**Information provided:**
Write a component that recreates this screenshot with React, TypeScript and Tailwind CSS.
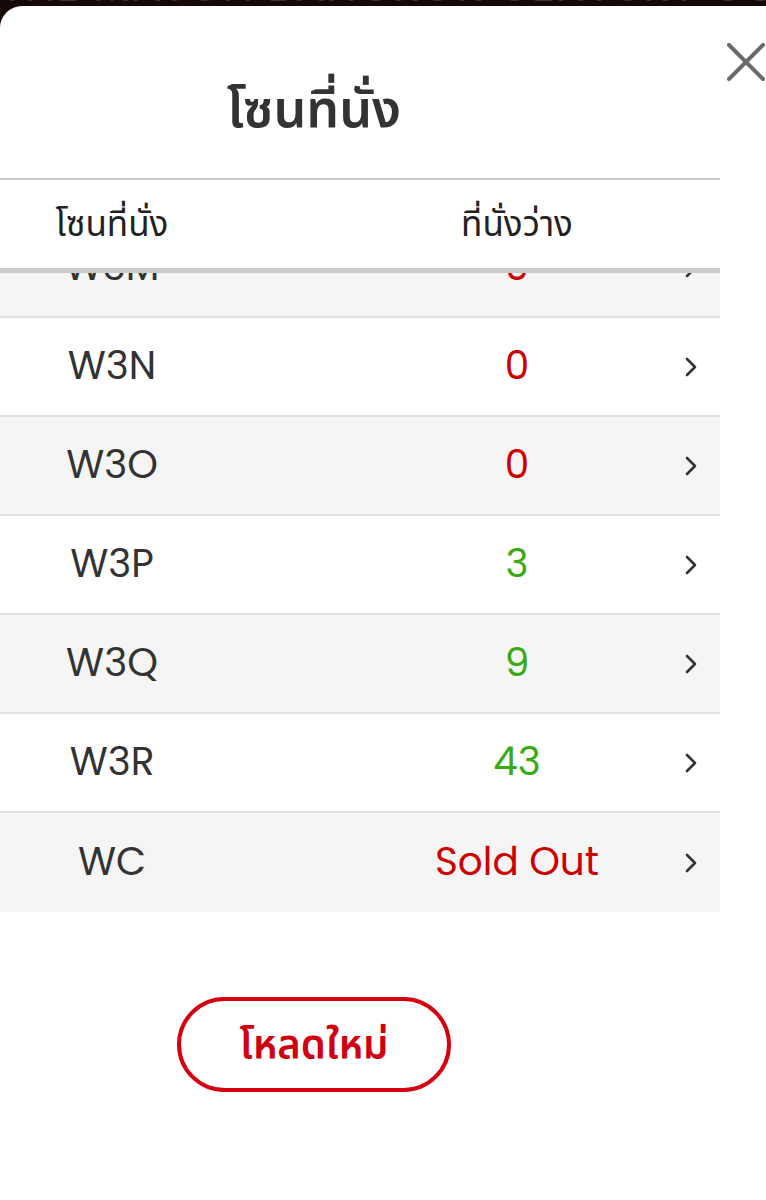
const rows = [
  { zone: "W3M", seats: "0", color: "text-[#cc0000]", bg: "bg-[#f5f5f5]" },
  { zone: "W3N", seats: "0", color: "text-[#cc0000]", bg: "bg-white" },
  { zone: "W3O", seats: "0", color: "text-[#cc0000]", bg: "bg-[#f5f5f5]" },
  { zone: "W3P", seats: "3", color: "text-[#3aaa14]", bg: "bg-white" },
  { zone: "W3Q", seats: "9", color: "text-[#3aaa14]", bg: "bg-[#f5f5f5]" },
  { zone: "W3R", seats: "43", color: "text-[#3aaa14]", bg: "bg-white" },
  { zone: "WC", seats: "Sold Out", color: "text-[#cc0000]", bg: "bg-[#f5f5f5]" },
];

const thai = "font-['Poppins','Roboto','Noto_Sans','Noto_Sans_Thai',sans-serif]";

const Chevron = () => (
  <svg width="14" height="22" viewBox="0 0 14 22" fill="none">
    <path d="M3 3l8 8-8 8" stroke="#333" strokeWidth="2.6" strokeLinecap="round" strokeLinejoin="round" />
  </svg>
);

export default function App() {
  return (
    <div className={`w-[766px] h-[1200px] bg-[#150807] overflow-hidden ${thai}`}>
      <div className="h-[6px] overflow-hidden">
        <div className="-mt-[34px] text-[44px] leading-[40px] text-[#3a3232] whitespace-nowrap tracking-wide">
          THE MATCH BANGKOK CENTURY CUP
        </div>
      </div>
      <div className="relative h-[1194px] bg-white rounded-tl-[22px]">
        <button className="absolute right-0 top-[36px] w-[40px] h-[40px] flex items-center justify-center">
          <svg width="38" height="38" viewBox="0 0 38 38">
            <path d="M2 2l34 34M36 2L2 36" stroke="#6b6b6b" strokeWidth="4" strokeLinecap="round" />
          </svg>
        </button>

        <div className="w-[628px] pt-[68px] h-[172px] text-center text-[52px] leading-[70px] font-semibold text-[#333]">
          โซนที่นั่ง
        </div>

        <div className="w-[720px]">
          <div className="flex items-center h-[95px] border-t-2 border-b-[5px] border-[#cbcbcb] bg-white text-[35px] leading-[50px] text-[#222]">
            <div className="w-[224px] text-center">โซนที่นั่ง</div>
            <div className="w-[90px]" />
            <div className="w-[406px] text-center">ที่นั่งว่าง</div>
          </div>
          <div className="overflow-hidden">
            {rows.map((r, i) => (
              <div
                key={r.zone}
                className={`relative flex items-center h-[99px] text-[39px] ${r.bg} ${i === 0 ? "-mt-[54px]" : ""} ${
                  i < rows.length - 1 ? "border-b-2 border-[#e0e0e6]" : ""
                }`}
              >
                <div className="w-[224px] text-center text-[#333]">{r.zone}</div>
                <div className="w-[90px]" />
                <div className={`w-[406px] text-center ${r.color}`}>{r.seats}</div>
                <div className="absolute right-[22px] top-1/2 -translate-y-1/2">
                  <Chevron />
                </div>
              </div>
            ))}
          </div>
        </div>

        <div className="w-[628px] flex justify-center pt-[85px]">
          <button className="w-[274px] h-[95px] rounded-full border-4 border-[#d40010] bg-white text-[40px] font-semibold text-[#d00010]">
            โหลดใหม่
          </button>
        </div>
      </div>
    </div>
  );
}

**Directive:**
Transcribe all the data word for word; the images stay out.

**Complete answer:**
Write a component that recreates this screenshot with React, TypeScript and Tailwind CSS.
const rows = [
  { zone: "W3M", seats: "0", color: "text-[#cc0000]", bg: "bg-[#f5f5f5]" },
  { zone: "W3N", seats: "0", color: "text-[#cc0000]", bg: "bg-white" },
  { zone: "W3O", seats: "0", color: "text-[#cc0000]", bg: "bg-[#f5f5f5]" },
  { zone: "W3P", seats: "3", color: "text-[#3aaa14]", bg: "bg-white" },
  { zone: "W3Q", seats: "9", color: "text-[#3aaa14]", bg: "bg-[#f5f5f5]" },
  { zone: "W3R", seats: "43", color: "text-[#3aaa14]", bg: "bg-white" },
  { zone: "WC", seats: "Sold Out", color: "text-[#cc0000]", bg: "bg-[#f5f5f5]" },
];

const thai = "font-['Poppins','Roboto','Noto_Sans','Noto_Sans_Thai',sans-serif]";

const Chevron = () => (
  <svg width="14" height="22" viewBox="0 0 14 22" fill="none">
    <path d="M3 3l8 8-8 8" stroke="#333" strokeWidth="2.6" strokeLinecap="round" strokeLinejoin="round" />
  </svg>
);

export default function App() {
  return (
    <div className={`w-[766px] h-[1200px] bg-[#150807] overflow-hidden ${thai}`}>
      <div className="h-[6px] overflow-hidden">
        <div className="-mt-[34px] text-[44px] leading-[40px] text-[#3a3232] whitespace-nowrap tracking-wide">
          THE MATCH BANGKOK CENTURY CUP
        </div>
      </div>
      <div className="relative h-[1194px] bg-white rounded-tl-[22px]">
        <button className="absolute right-0 top-[36px] w-[40px] h-[40px] flex items-center justify-center">
          <svg width="38" height="38" viewBox="0 0 38 38">
            <path d="M2 2l34 34M36 2L2 36" stroke="#6b6b6b" strokeWidth="4" strokeLinecap="round" />
          </svg>
        </button>

        <div className="w-[628px] pt-[68px] h-[172px] text-center text-[52px] leading-[70px] font-semibold text-[#333]">
          โซนที่นั่ง
        </div>

        <div className="w-[720px]">
          <div className="flex items-center h-[95px] border-t-2 border-b-[5px] border-[#cbcbcb] bg-white text-[35px] leading-[50px] text-[#222]">
            <div className="w-[224px] text-center">โซนที่นั่ง</div>
            <div className="w-[90px]" />
            <div className="w-[406px] text-center">ที่นั่งว่าง</div>
          </div>
          <div className="overflow-hidden">
            {rows.map((r, i) => (
              <div
                key={r.zone}
                className={`relative flex items-center h-[99px] text-[39px] ${r.bg} ${i === 0 ? "-mt-[54px]" : ""} ${
                  i < rows.length - 1 ? "border-b-2 border-[#e0e0e6]" : ""
                }`}
              >
                <div className="w-[224px] text-center text-[#333]">{r.zone}</div>
                <div className="w-[90px]" />
                <div className={`w-[406px] text-center ${r.color}`}>{r.seats}</div>
                <div className="absolute right-[22px] top-1/2 -translate-y-1/2">
                  <Chevron />
                </div>
              </div>
            ))}
          </div>
        </div>

        <div className="w-[628px] flex justify-center pt-[85px]">
          <button className="w-[274px] h-[95px] rounded-full border-4 border-[#d40010] bg-white text-[40px] font-semibold text-[#d00010]">
            โหลดใหม่
          </button>
        </div>
      </div>
    </div>
  );
}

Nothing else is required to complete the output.